### Set problem
Quote, verbatim, all material below, without pictures.

### Records shown

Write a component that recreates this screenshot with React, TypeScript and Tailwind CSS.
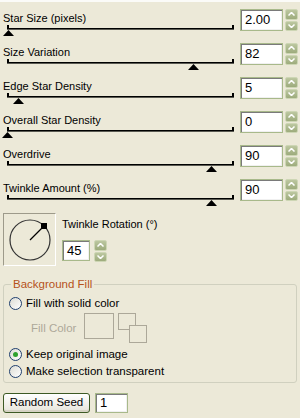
import { useState } from "react";

type SliderRow = { label: string; value: string; pct: number };

const ROWS: SliderRow[] = [
	{ label: "Star Size (pixels)", value: "2.00", pct: 0.5 },
	{ label: "Size Variation", value: "82", pct: 82 },
	{ label: "Edge Star Density", value: "5", pct: 5 },
	{ label: "Overall Star Density", value: "0", pct: 0 },
	{ label: "Overdrive", value: "90", pct: 90 },
	{ label: "Twinkle Amount (%)", value: "90", pct: 90 },
];

function Spinner() {
	return (
		<div className="flex flex-col w-[13px] h-[22px] gap-px">
			{["up", "down"].map((dir) => (
				<div
					key={dir}
					className="flex-1 flex items-center justify-center rounded-[2px] bg-gradient-to-b from-[#bcc7a0] to-[#9dab7c] border border-[#cdd6b4]"
				>
					<svg width="7" height="4" viewBox="0 0 7 4">
						<path
							d={dir === "up" ? "M0.5 3.5 L3.5 0.5 L6.5 3.5" : "M0.5 0.5 L3.5 3.5 L6.5 0.5"}
							fill="none"
							stroke="white"
							strokeWidth="1.5"
						/>
					</svg>
				</div>
			))}
		</div>
	);
}

function NumBox({ value, className }: { value: string; className: string }) {
	return (
		<div
			className={`border border-[#a8b98a] bg-white shadow-[inset_1px_1px_0_#7a7a7a,inset_-1px_-1px_0_#f0f0f0] pl-[4px] flex items-center text-[13px] text-black ${className}`}
		>
			{value}
		</div>
	);
}

function Slider({ pct }: { pct: number }) {
	return (
		<div className="relative ml-[7px] w-[227px] h-[12px]">
			<div className="absolute left-0 right-0 top-[4px] h-px bg-black" />
			<div className="absolute left-0 right-0 top-[5px] h-px bg-[#5a5a52]" />
			<div className="absolute left-0 top-[1px] w-[2px] h-[4px] bg-black" />
			<div className="absolute right-0 top-[1px] w-[2px] h-[4px] bg-black" />
			<svg
				className="absolute top-[6px]"
				style={{ left: `calc(${pct}% - 5px)` }}
				width="11"
				height="6"
				viewBox="0 0 11 6"
			>
				<path d="M5.5 0 L11 6 L0 6 Z" fill="black" />
			</svg>
		</div>
	);
}

function Radio({ checked, label }: { checked?: boolean; label: string }) {
	return (
		<div className="flex items-center gap-[4px] h-[17px]">
			<div className="w-[13px] h-[13px] rounded-full border border-[#1f3f6e] bg-gradient-to-br from-[#dcdcd4] to-white flex items-center justify-center">
				{checked && <div className="w-[5px] h-[5px] rounded-full bg-[#2ea12e]" />}
			</div>
			<span className="text-[11.5px] text-black">{label}</span>
		</div>
	);
}

export default function App() {
	const [seed] = useState("1");

	return (
		<div
			className="w-[300px] h-[418px] bg-[#ece9d8] border-t-2 border-[#fbfbf8] overflow-hidden text-[11px]"
			style={{ fontFamily: '"Liberation Sans", Arial, sans-serif' }}
		>
			<div className="pt-[7px]">
				{ROWS.map((row) => (
					<div key={row.label} className="flex h-[34px] pr-[2px]">
						<div className="flex-1 flex flex-col">
							<div className="h-[15px] pl-[3px] pt-[2px] leading-[14px] text-black">{row.label}</div>
							<Slider pct={row.pct} />
						</div>
						<div className="flex gap-[2px]">
							<NumBox value={row.value} className="w-[43px] h-[22px]" />
							<Spinner />
						</div>
					</div>
				))}
			</div>

			<div className="flex pl-[3px] h-[54px]">
				<div className="w-[53px] h-[53px] border border-t-[#9d9a8a] border-l-[#9d9a8a] border-r-white border-b-white flex items-center justify-center">
					<svg width="46" height="46" viewBox="0 0 46 46">
						<circle cx="23" cy="23" r="20" fill="none" stroke="#333" strokeWidth="1.2" />
						<line x1="23" y1="23" x2="37" y2="9" stroke="black" strokeWidth="1.2" />
						<rect x="34" y="6" width="6" height="6" fill="black" />
					</svg>
				</div>
				<div className="ml-[6px] flex flex-col">
					<div className="leading-[14px] text-black mt-[4px]">Twinkle Rotation (°)</div>
					<div className="flex gap-[4px] mt-[9px]">
						<NumBox value="45" className="w-[28px] h-[21px]" />
						<Spinner />
					</div>
				</div>
			</div>

			<div className="relative mx-[3px] mt-[17px] h-[99px] border border-[#d0d0bf] rounded-[3px] pl-[5px] pt-[10px]">
				<div className="absolute -top-[8px] left-[7px] px-[2px] bg-[#ece9d8] text-[11.5px] leading-[14px] text-[#b5521b]">
					Background Fill
				</div>
				<Radio label="Fill with solid color" />
				<div className="flex items-start h-[32px] mt-[1px]">
					<span className="ml-[22px] mt-[7px] text-[11.5px] text-[#aca899]">Fill Color</span>
					<div className="ml-[8px] w-[30px] h-[26px] border border-[#aca899]" />
					<div className="relative ml-[4px] w-[29px] h-[31px]">
						<div className="absolute left-0 top-0 w-[18px] h-[17px] border border-[#aca899]" />
						<div className="absolute left-[11px] top-[12px] w-[18px] h-[18px] border border-[#aca899] bg-[#ece9d8]" />
					</div>
				</div>
				<div className="mt-[1px]">
					<Radio checked label="Keep original image" />
					<Radio label="Make selection transparent" />
				</div>
			</div>

			<div className="flex gap-[5px] pl-[3px] mt-[10px]">
				<button
					type="button"
					className="w-[87px] h-[20px] rounded-[3px] border border-[#3d5a24] bg-gradient-to-b from-white to-[#e6e4da] shadow-[inset_0_-2px_0_#d6d3c4] text-[11.5px] text-black"
				>
					Random Seed
				</button>
				<NumBox value={seed} className="w-[33px] h-[20px]" />
			</div>
		</div>
	);
}
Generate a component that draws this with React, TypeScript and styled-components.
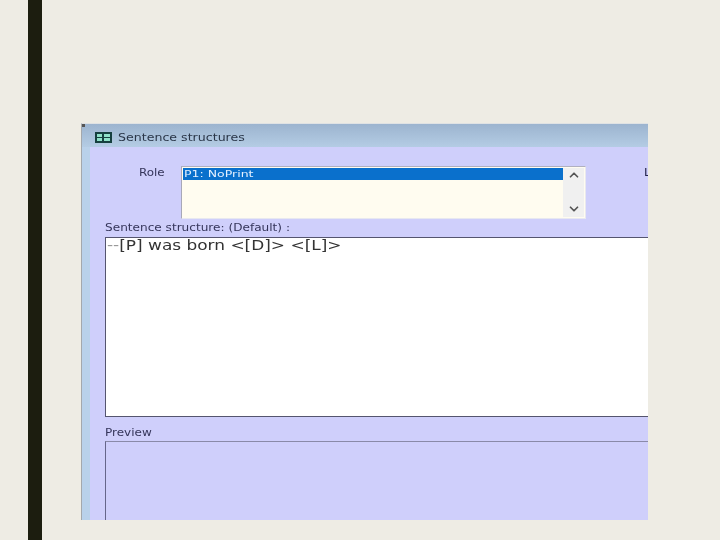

### Completed exercise
Write a component that recreates this screenshot with React, TypeScript and Tailwind CSS.
import { useState } from "react";

type SliderRow = { label: string; value: string; pct: number };

const ROWS: SliderRow[] = [
	{ label: "Star Size (pixels)", value: "2.00", pct: 0.5 },
	{ label: "Size Variation", value: "82", pct: 82 },
	{ label: "Edge Star Density", value: "5", pct: 5 },
	{ label: "Overall Star Density", value: "0", pct: 0 },
	{ label: "Overdrive", value: "90", pct: 90 },
	{ label: "Twinkle Amount (%)", value: "90", pct: 90 },
];

function Spinner() {
	return (
		<div className="flex flex-col w-[13px] h-[22px] gap-px">
			{["up", "down"].map((dir) => (
				<div
					key={dir}
					className="flex-1 flex items-center justify-center rounded-[2px] bg-gradient-to-b from-[#bcc7a0] to-[#9dab7c] border border-[#cdd6b4]"
				>
					<svg width="7" height="4" viewBox="0 0 7 4">
						<path
							d={dir === "up" ? "M0.5 3.5 L3.5 0.5 L6.5 3.5" : "M0.5 0.5 L3.5 3.5 L6.5 0.5"}
							fill="none"
							stroke="white"
							strokeWidth="1.5"
						/>
					</svg>
				</div>
			))}
		</div>
	);
}

function NumBox({ value, className }: { value: string; className: string }) {
	return (
		<div
			className={`border border-[#a8b98a] bg-white shadow-[inset_1px_1px_0_#7a7a7a,inset_-1px_-1px_0_#f0f0f0] pl-[4px] flex items-center text-[13px] text-black ${className}`}
		>
			{value}
		</div>
	);
}

function Slider({ pct }: { pct: number }) {
	return (
		<div className="relative ml-[7px] w-[227px] h-[12px]">
			<div className="absolute left-0 right-0 top-[4px] h-px bg-black" />
			<div className="absolute left-0 right-0 top-[5px] h-px bg-[#5a5a52]" />
			<div className="absolute left-0 top-[1px] w-[2px] h-[4px] bg-black" />
			<div className="absolute right-0 top-[1px] w-[2px] h-[4px] bg-black" />
			<svg
				className="absolute top-[6px]"
				style={{ left: `calc(${pct}% - 5px)` }}
				width="11"
				height="6"
				viewBox="0 0 11 6"
			>
				<path d="M5.5 0 L11 6 L0 6 Z" fill="black" />
			</svg>
		</div>
	);
}

function Radio({ checked, label }: { checked?: boolean; label: string }) {
	return (
		<div className="flex items-center gap-[4px] h-[17px]">
			<div className="w-[13px] h-[13px] rounded-full border border-[#1f3f6e] bg-gradient-to-br from-[#dcdcd4] to-white flex items-center justify-center">
				{checked && <div className="w-[5px] h-[5px] rounded-full bg-[#2ea12e]" />}
			</div>
			<span className="text-[11.5px] text-black">{label}</span>
		</div>
	);
}

export default function App() {
	const [seed] = useState("1");

	return (
		<div
			className="w-[300px] h-[418px] bg-[#ece9d8] border-t-2 border-[#fbfbf8] overflow-hidden text-[11px]"
			style={{ fontFamily: '"Liberation Sans", Arial, sans-serif' }}
		>
			<div className="pt-[7px]">
				{ROWS.map((row) => (
					<div key={row.label} className="flex h-[34px] pr-[2px]">
						<div className="flex-1 flex flex-col">
							<div className="h-[15px] pl-[3px] pt-[2px] leading-[14px] text-black">{row.label}</div>
							<Slider pct={row.pct} />
						</div>
						<div className="flex gap-[2px]">
							<NumBox value={row.value} className="w-[43px] h-[22px]" />
							<Spinner />
						</div>
					</div>
				))}
			</div>

			<div className="flex pl-[3px] h-[54px]">
				<div className="w-[53px] h-[53px] border border-t-[#9d9a8a] border-l-[#9d9a8a] border-r-white border-b-white flex items-center justify-center">
					<svg width="46" height="46" viewBox="0 0 46 46">
						<circle cx="23" cy="23" r="20" fill="none" stroke="#333" strokeWidth="1.2" />
						<line x1="23" y1="23" x2="37" y2="9" stroke="black" strokeWidth="1.2" />
						<rect x="34" y="6" width="6" height="6" fill="black" />
					</svg>
				</div>
				<div className="ml-[6px] flex flex-col">
					<div className="leading-[14px] text-black mt-[4px]">Twinkle Rotation (°)</div>
					<div className="flex gap-[4px] mt-[9px]">
						<NumBox value="45" className="w-[28px] h-[21px]" />
						<Spinner />
					</div>
				</div>
			</div>

			<div className="relative mx-[3px] mt-[17px] h-[99px] border border-[#d0d0bf] rounded-[3px] pl-[5px] pt-[10px]">
				<div className="absolute -top-[8px] left-[7px] px-[2px] bg-[#ece9d8] text-[11.5px] leading-[14px] text-[#b5521b]">
					Background Fill
				</div>
				<Radio label="Fill with solid color" />
				<div className="flex items-start h-[32px] mt-[1px]">
					<span className="ml-[22px] mt-[7px] text-[11.5px] text-[#aca899]">Fill Color</span>
					<div className="ml-[8px] w-[30px] h-[26px] border border-[#aca899]" />
					<div className="relative ml-[4px] w-[29px] h-[31px]">
						<div className="absolute left-0 top-0 w-[18px] h-[17px] border border-[#aca899]" />
						<div className="absolute left-[11px] top-[12px] w-[18px] h-[18px] border border-[#aca899] bg-[#ece9d8]" />
					</div>
				</div>
				<div className="mt-[1px]">
					<Radio checked label="Keep original image" />
					<Radio label="Make selection transparent" />
				</div>
			</div>

			<div className="flex gap-[5px] pl-[3px] mt-[10px]">
				<button
					type="button"
					className="w-[87px] h-[20px] rounded-[3px] border border-[#3d5a24] bg-gradient-to-b from-white to-[#e6e4da] shadow-[inset_0_-2px_0_#d6d3c4] text-[11.5px] text-black"
				>
					Random Seed
				</button>
				<NumBox value={seed} className="w-[33px] h-[20px]" />
			</div>
		</div>
	);
}
Generate a component that draws this with React, TypeScript and styled-components.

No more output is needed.